TASK STATEMENT :: Copy, from the entries below, each line where the word "code" can be found.

==*==

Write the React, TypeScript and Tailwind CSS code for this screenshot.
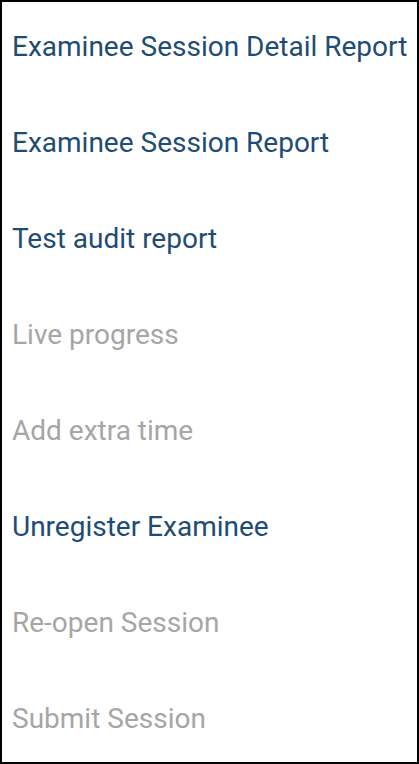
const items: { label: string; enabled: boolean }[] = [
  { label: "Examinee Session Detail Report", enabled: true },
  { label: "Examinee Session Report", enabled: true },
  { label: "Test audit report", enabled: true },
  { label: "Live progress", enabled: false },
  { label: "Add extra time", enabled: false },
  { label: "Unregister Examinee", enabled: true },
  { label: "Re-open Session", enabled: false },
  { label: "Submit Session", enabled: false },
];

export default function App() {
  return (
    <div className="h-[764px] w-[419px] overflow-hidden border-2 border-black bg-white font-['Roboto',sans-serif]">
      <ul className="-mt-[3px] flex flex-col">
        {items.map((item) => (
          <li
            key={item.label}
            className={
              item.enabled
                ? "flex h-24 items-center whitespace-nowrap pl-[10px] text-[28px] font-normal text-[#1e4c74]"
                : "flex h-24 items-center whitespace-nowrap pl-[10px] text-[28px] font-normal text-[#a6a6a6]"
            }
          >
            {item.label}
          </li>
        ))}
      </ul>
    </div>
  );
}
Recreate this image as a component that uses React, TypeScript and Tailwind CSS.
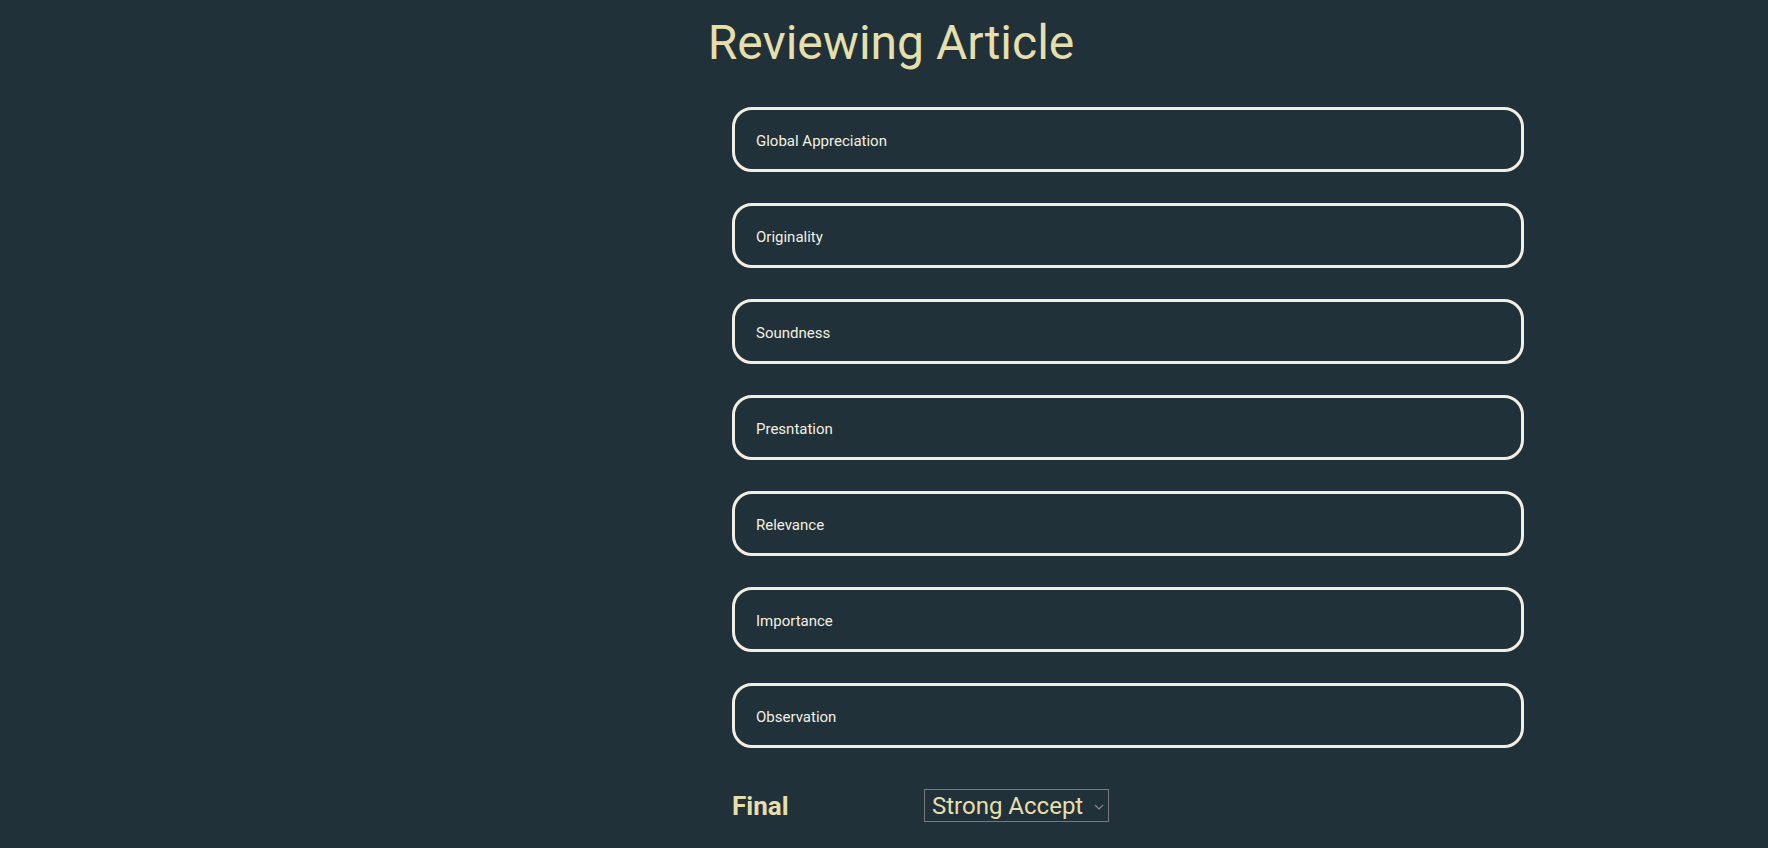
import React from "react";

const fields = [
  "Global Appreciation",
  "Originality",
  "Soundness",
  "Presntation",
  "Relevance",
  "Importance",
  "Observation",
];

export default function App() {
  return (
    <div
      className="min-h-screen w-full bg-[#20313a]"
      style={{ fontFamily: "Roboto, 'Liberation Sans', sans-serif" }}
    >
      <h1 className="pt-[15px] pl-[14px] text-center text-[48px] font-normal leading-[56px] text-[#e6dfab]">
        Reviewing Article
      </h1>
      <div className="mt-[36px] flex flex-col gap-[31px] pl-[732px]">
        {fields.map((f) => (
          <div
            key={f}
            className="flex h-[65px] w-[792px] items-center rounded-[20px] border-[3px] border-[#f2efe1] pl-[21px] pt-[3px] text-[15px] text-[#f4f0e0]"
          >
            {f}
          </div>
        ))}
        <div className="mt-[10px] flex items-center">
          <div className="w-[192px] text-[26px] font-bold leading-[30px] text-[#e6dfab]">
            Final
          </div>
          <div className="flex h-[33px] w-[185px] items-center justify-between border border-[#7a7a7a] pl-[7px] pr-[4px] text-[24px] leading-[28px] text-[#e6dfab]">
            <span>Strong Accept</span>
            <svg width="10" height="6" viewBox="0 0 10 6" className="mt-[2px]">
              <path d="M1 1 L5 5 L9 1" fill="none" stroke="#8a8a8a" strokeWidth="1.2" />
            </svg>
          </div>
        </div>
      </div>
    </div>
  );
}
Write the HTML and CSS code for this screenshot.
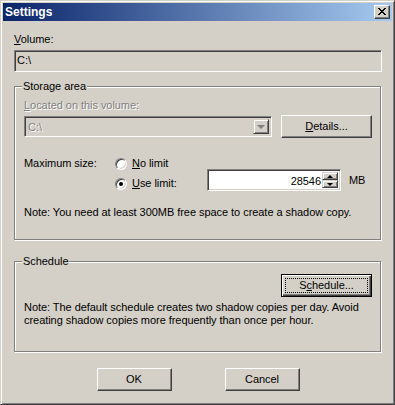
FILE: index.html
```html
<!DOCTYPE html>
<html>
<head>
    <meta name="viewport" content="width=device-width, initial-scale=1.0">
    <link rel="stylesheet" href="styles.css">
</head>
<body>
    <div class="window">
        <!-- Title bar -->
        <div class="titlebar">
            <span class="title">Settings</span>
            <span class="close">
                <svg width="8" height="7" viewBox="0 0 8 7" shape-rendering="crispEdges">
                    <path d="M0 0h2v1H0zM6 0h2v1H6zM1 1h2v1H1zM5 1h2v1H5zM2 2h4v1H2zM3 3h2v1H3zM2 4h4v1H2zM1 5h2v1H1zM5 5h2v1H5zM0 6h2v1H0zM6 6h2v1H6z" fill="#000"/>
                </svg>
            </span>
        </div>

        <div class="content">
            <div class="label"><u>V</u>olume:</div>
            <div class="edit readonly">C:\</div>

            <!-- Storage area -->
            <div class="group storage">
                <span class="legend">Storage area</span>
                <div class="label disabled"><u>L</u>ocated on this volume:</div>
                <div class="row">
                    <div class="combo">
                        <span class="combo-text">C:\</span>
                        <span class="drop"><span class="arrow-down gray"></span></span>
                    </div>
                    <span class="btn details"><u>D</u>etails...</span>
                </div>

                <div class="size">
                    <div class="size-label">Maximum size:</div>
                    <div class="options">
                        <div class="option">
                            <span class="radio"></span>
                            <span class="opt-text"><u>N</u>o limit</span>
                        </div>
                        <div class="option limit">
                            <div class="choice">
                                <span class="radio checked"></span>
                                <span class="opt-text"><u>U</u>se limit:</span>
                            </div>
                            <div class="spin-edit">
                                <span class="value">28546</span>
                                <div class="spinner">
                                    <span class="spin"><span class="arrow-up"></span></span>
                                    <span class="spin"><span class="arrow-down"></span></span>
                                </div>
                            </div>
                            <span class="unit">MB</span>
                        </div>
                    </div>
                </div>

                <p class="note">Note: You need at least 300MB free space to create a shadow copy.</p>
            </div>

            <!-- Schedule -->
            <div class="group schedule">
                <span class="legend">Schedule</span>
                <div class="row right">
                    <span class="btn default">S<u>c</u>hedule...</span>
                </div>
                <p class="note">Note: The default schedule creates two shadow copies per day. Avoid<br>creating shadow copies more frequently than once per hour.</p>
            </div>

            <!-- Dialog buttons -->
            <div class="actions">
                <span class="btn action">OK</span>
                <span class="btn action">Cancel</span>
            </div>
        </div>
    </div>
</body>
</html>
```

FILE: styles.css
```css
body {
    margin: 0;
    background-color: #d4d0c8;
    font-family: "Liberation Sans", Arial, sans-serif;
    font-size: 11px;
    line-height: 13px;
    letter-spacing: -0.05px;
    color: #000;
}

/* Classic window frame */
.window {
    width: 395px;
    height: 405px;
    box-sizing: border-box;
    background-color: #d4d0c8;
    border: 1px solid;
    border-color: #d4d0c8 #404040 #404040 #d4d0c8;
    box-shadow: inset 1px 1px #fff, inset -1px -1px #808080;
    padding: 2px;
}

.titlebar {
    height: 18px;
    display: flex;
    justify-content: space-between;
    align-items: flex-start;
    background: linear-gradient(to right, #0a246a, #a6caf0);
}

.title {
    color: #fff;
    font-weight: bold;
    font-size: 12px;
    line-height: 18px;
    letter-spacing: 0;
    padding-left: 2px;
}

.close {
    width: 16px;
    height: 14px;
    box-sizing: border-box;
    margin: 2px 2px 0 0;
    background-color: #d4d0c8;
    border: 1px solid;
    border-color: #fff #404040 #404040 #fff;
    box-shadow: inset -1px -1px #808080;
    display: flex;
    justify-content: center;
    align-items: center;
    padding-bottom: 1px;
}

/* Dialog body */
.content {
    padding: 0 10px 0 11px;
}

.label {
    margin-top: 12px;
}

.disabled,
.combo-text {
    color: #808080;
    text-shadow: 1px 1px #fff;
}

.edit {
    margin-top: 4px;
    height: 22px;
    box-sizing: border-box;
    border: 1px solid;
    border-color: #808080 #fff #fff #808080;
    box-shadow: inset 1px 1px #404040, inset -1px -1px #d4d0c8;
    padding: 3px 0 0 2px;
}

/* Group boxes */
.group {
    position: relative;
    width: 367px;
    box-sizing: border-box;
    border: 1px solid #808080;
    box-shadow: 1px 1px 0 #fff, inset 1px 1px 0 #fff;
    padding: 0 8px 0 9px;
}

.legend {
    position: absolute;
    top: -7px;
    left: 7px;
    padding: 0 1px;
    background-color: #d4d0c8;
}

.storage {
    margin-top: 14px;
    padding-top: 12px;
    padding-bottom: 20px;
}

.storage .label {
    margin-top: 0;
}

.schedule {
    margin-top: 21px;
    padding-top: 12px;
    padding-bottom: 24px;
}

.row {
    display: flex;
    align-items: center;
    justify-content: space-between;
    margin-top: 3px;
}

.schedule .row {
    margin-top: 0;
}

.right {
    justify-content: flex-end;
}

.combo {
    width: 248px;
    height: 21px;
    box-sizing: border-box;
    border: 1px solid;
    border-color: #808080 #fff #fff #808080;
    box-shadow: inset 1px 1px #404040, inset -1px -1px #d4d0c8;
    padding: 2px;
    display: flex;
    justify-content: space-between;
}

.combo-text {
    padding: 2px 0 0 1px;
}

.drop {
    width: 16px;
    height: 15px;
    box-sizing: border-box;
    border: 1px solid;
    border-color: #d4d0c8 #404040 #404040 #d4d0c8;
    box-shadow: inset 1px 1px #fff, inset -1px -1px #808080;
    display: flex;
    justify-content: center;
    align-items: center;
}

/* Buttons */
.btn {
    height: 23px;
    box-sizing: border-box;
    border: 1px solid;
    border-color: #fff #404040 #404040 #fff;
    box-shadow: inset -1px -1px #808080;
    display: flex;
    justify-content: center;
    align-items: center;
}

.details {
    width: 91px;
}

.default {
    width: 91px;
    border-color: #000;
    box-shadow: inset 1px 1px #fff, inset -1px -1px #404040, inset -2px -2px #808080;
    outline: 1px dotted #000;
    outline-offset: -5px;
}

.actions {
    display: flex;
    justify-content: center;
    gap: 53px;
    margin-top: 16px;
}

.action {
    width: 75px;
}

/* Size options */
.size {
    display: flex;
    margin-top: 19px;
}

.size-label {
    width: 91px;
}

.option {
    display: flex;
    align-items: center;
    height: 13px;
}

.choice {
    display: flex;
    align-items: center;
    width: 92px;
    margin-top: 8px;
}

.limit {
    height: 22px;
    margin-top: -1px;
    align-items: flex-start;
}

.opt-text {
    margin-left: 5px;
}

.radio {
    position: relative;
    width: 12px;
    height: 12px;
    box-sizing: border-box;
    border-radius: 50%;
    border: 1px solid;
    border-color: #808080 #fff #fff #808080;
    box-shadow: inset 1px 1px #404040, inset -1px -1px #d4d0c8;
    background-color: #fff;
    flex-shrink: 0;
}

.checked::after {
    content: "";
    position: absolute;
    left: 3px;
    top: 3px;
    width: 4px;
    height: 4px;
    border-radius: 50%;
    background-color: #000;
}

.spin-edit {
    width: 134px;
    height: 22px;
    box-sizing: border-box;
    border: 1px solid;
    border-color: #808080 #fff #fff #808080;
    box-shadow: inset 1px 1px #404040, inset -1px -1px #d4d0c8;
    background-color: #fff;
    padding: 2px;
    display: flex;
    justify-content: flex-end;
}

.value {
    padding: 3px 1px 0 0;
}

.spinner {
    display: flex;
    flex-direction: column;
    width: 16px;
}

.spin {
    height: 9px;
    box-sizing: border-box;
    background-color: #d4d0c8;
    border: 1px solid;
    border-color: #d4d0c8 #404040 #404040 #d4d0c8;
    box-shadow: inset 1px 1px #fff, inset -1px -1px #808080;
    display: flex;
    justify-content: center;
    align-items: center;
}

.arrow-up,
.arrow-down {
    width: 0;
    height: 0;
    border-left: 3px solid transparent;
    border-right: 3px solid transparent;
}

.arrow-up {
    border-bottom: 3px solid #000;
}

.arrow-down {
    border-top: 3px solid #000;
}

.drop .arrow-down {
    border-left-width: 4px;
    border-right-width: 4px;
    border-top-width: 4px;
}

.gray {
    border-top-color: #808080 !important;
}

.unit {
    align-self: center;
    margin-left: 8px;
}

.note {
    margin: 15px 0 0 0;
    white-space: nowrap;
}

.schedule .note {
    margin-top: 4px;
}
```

==*==

FULL ANSWER ::
Write the React, TypeScript and Tailwind CSS code for this screenshot.
Write the HTML and CSS code for this screenshot.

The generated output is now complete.